Güçlü sandboxing, ortak çalışma ortamları sayesinde daha iyi disk alanı kullanımı, birden çok depoyu desteklemesi, çoğu Linux dağıtımına kurulabilmesi, kurulum için root ayrıcalığı gerektirmemesi ve genellikle daha hızlı başlatma süreleri Flatpak’ın avantajlarıdır. Dezavantajları ise, bazı durumlarda AppImage’lardan daha büyük olabilmesi ve komut satırı araçları için daha az uygun olmasıdır.
ETAP 23 Yüklü Etkileşimli Tahtalar İçin Bir Bakış
ETAP 23 yüklü etkileşimli tahtalarda bu paketleme sistemlerinin her birinin kendine özgü avantajları vardır:
- DEB: Pardus’un temel paket formatı olarak, sistemle en derin entegrasyonu sunar ve çekirdek sistem bileşenlerinin kararlı ve güvenilir çalışmasını sağlar. Özellikle sistem kararlılığı ve düşük kaynak tüketimi gereken senaryolarda önemlidir.
- AppImage: Tahtalara yazılım yükleme ve çalıştırma konusunda esneklik arayan kullanıcılar için idealdir. Kurulum gerektirmemesi ve harici bağımlılık sorunlarını ortadan kaldırması, farklı uygulamaları hızlıca denemek veya USB bellek üzerinden taşınabilir yazılımlar kullanmak isteyen öğretmenler veya öğrenciler için büyük bir kolaylık sunar. Ancak, otomatik güncelleme mekanizmasının olmaması, yazılımların güncel tutulması konusunda manuel çaba gerektirebilir.
- Snap: Güvenlik ve güncellemelerin otomatikliği ön planda tutulduğunda tercih edilebilir. Kapsayıcılı yapısı sayesinde uygulamaların sistemin geri kalanından izole çalışması, özellikle paylaşımlı tahtalarda güvenlik risklerini azaltır. Otomatik güncellemeler ise yazılımların her zaman en yeni ve güvenli versiyonlarda kalmasını sağlar. Ancak, ilk çalıştırmadaki olası yavaşlıklar veya disk alanı tüketimi dikkate alınmalıdır.
- Flatpak: Masaüstü uygulamalarının güvenli ve izole bir şekilde çalıştırılması için güçlü bir alternatiftir. Ortak çalışma ortamları sayesinde disk alanını verimli kullanır ve kullanıcılara uygulama izinleri üzerinde daha fazla kontrol imkanı sunar. Temalarla iyi entegre olması, ETAP 23’ün kullanıcı arayüzüyle uyumlu bir deneyim sunabilir.
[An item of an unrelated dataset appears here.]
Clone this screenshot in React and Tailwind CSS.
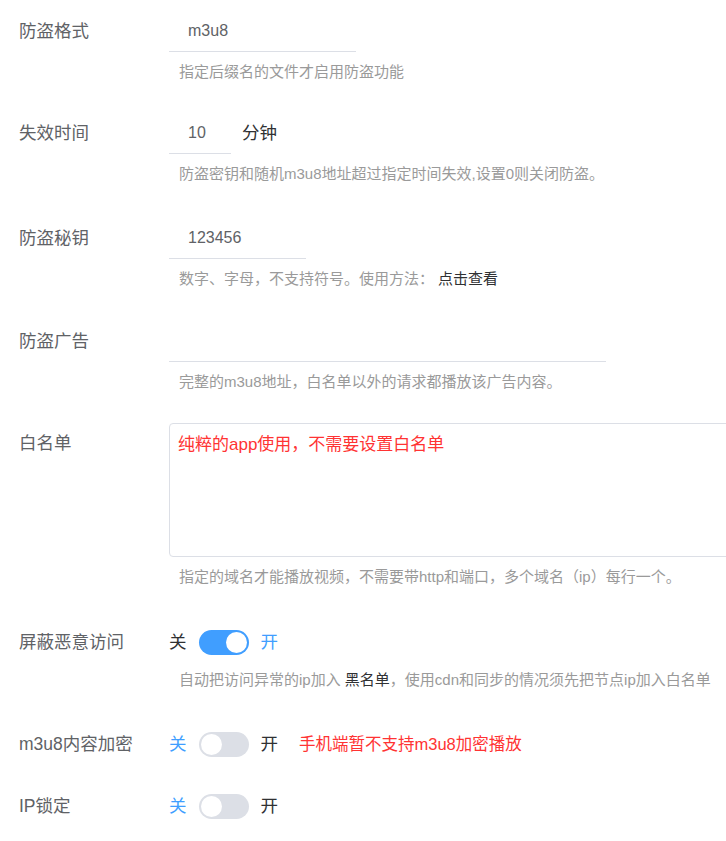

Sonuç olarak, Linux’ta yazılım dağıtımının geleceği, tek bir “en iyi” formatın diğerlerinin yerini almasından ziyade, farklı paketleme sistemlerinin tamamlayıcı bir ekosistem içinde bir arada var olmasıyla şekillenecek. ETAP 23 yüklü etkileşimli tahtalarda, yerel DEB paketleri sistemin kararlılığı için temel olmaya devam ederken, AppImage, Snap ve Flatpak gibi evrensel formatlar, uygulama geliştiricileri ve son kullanıcılar için çapraz dağıtım uyumluluğu ve basitleştirilmiş dağıtım sağlayarak Linux masaüstünün modernizasyonuna katkıda bulunuyor. Dağıtımlar ve kullanıcılar, belirli ihtiyaçlarına ve önceliklerine göre bu formatlar arasında bilinçli seçimler yapmaya devam ediyor.